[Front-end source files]
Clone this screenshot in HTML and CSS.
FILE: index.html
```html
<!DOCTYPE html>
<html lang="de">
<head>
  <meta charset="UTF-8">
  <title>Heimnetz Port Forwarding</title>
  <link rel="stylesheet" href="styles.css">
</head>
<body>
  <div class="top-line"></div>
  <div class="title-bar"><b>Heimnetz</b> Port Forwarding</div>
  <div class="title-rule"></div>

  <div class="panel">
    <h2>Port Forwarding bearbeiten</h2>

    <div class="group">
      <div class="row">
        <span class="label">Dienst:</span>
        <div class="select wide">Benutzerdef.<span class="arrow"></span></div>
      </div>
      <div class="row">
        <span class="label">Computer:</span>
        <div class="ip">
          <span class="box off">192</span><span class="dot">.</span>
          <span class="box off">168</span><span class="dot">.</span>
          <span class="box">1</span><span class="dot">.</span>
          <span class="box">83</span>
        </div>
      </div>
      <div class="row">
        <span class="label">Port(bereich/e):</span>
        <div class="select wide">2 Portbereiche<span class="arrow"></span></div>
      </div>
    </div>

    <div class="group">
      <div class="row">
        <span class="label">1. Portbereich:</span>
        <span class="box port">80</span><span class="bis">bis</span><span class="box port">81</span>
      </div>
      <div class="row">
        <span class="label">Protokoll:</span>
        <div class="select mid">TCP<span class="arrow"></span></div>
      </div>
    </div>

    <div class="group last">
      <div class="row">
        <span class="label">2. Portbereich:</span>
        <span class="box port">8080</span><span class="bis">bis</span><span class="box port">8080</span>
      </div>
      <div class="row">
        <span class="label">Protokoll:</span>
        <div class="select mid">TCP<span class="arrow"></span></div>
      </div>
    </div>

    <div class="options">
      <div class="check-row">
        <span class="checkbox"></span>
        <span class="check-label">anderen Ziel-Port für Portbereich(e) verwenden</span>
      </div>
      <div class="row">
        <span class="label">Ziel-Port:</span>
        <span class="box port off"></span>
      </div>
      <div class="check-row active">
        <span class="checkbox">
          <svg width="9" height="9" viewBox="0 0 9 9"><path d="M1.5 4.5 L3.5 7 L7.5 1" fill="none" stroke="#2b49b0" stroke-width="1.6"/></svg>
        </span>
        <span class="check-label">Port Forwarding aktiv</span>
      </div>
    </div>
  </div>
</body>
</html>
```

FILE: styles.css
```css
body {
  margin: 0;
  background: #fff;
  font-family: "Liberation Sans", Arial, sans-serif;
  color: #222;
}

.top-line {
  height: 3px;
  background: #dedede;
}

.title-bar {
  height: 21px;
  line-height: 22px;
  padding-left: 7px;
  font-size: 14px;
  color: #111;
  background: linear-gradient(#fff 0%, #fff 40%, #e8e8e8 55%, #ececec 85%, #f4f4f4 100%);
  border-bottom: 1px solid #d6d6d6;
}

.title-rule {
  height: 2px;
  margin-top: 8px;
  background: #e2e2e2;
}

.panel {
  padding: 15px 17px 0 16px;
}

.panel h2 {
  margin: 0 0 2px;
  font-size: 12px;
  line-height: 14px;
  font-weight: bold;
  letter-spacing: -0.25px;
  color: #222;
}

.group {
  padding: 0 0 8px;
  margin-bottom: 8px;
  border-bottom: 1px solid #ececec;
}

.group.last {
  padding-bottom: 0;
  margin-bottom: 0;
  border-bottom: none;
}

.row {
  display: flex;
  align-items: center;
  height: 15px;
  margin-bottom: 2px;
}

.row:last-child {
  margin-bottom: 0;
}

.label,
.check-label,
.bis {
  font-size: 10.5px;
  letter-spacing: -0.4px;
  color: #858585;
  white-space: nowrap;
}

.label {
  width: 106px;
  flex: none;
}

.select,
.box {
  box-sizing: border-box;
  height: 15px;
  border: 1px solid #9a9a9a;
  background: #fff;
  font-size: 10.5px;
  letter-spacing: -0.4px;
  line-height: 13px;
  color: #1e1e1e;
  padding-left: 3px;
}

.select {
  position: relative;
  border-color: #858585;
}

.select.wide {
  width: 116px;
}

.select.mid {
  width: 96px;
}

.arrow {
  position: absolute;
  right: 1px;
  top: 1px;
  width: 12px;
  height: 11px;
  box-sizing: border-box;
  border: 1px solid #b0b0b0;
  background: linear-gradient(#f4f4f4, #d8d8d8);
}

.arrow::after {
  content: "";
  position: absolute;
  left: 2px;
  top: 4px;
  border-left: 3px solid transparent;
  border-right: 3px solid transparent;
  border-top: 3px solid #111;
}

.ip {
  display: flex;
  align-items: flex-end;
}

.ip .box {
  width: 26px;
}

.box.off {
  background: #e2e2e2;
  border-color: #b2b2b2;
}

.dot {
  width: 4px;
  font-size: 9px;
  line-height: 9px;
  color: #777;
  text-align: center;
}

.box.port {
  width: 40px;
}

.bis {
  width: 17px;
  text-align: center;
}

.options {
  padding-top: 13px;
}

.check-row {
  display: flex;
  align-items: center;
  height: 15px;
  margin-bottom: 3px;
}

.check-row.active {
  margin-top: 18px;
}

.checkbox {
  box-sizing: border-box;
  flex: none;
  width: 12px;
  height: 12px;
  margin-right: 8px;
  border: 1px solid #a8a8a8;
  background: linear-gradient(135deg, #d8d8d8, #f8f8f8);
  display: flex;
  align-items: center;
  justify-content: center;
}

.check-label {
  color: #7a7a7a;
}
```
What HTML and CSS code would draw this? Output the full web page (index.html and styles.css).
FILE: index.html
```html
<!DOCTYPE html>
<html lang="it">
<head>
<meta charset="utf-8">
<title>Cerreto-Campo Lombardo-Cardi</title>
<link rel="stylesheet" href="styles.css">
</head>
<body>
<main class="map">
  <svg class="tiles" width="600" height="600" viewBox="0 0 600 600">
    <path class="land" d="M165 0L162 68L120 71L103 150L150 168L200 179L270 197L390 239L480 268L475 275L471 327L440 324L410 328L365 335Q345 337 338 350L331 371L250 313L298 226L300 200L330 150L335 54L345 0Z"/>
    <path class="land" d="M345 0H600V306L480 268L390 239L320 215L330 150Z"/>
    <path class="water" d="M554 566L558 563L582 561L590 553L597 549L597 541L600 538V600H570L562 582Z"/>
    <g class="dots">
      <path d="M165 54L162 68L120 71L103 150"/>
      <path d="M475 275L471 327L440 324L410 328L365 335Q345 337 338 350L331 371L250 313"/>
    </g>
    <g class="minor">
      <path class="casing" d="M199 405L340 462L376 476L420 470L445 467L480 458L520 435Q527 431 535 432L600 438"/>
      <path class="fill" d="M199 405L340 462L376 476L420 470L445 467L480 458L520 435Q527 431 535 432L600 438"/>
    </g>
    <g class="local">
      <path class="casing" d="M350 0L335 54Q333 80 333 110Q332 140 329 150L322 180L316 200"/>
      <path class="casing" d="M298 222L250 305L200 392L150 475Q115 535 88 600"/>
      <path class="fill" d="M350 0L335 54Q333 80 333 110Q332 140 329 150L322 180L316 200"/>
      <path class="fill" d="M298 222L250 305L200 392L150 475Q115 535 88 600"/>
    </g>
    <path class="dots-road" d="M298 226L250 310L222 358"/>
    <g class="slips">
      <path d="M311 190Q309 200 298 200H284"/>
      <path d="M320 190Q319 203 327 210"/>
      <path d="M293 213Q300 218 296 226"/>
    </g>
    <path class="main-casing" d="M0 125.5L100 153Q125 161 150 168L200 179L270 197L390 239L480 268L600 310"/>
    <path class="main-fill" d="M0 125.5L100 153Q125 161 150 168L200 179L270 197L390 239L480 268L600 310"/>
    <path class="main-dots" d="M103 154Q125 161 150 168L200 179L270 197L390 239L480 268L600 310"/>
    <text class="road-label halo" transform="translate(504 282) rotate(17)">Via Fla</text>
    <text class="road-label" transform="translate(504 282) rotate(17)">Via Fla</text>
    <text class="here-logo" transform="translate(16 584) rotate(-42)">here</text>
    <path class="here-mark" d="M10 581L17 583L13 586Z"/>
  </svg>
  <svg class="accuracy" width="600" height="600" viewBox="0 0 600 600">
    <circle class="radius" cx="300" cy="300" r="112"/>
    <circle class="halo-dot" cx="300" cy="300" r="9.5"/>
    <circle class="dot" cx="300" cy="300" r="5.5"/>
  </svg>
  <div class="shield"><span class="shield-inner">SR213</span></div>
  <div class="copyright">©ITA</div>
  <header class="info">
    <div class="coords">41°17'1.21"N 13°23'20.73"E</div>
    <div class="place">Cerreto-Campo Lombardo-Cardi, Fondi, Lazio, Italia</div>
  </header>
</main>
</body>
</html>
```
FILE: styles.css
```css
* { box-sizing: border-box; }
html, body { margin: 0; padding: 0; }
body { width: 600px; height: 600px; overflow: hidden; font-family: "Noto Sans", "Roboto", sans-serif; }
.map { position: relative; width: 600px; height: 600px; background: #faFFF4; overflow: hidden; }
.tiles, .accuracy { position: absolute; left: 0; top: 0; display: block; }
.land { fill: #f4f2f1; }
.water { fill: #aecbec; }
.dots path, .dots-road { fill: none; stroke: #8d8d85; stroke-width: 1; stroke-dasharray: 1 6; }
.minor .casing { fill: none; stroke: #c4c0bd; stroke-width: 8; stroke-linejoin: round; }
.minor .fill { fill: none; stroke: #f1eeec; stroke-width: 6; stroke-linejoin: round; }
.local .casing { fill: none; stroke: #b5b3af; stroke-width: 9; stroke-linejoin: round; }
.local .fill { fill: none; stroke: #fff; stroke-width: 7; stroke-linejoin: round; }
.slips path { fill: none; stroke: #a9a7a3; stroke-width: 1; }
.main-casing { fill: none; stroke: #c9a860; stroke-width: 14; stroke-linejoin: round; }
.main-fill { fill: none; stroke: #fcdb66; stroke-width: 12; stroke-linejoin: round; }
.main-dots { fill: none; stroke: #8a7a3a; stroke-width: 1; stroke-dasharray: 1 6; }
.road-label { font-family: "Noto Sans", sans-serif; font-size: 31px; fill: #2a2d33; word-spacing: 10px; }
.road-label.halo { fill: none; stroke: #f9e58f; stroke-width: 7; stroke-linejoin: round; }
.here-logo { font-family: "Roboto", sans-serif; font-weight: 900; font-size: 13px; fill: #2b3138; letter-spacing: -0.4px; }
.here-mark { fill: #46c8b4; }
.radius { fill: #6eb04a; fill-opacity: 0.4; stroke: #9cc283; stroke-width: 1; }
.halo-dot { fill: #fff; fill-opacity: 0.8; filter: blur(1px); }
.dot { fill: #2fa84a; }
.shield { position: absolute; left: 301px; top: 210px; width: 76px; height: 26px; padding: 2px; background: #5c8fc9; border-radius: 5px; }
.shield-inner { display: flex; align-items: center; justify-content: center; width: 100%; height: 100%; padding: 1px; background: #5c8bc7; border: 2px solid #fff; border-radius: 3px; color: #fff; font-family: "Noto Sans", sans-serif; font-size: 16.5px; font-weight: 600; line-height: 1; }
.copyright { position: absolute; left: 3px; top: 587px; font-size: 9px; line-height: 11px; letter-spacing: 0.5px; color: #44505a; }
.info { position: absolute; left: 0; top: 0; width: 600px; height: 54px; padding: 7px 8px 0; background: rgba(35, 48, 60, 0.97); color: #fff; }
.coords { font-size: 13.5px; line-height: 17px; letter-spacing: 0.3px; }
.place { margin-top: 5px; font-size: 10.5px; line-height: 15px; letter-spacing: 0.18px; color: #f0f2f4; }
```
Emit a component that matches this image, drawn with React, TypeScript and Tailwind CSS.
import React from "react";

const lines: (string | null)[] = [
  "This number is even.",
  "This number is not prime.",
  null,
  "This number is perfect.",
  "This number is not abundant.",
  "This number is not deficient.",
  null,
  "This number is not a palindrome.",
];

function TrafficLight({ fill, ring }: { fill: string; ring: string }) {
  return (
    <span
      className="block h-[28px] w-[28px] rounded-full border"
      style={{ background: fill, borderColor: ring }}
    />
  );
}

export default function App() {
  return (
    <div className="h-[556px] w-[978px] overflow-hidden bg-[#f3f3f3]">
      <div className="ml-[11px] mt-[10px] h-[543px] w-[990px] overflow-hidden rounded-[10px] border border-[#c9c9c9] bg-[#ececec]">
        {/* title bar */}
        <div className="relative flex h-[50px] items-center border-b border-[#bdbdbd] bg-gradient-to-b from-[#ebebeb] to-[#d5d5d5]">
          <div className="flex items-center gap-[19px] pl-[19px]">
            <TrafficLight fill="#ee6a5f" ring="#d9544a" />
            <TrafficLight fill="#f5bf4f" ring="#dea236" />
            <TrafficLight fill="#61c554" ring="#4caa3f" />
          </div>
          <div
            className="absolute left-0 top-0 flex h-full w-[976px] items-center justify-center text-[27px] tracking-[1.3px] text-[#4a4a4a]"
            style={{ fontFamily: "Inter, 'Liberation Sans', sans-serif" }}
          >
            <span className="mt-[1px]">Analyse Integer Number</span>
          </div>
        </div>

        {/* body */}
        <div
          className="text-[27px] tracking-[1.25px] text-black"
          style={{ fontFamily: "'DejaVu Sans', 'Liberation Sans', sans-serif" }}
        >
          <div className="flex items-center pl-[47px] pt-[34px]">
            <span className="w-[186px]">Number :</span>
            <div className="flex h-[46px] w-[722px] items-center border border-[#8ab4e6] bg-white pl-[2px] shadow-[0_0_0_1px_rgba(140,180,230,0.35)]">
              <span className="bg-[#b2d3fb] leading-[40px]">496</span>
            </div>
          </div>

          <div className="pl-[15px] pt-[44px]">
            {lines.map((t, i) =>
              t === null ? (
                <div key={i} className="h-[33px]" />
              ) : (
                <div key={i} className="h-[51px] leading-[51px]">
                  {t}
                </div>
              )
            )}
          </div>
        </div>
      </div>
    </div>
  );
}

What to do:
Search the entries for the word "styles" and gather every line where it appears.

Full answer:
  <link rel="stylesheet" href="styles.css">
FILE: styles.css
What HTML and CSS code would draw this? Output the full web page (index.html and styles.css).
<link rel="stylesheet" href="styles.css">
FILE: styles.css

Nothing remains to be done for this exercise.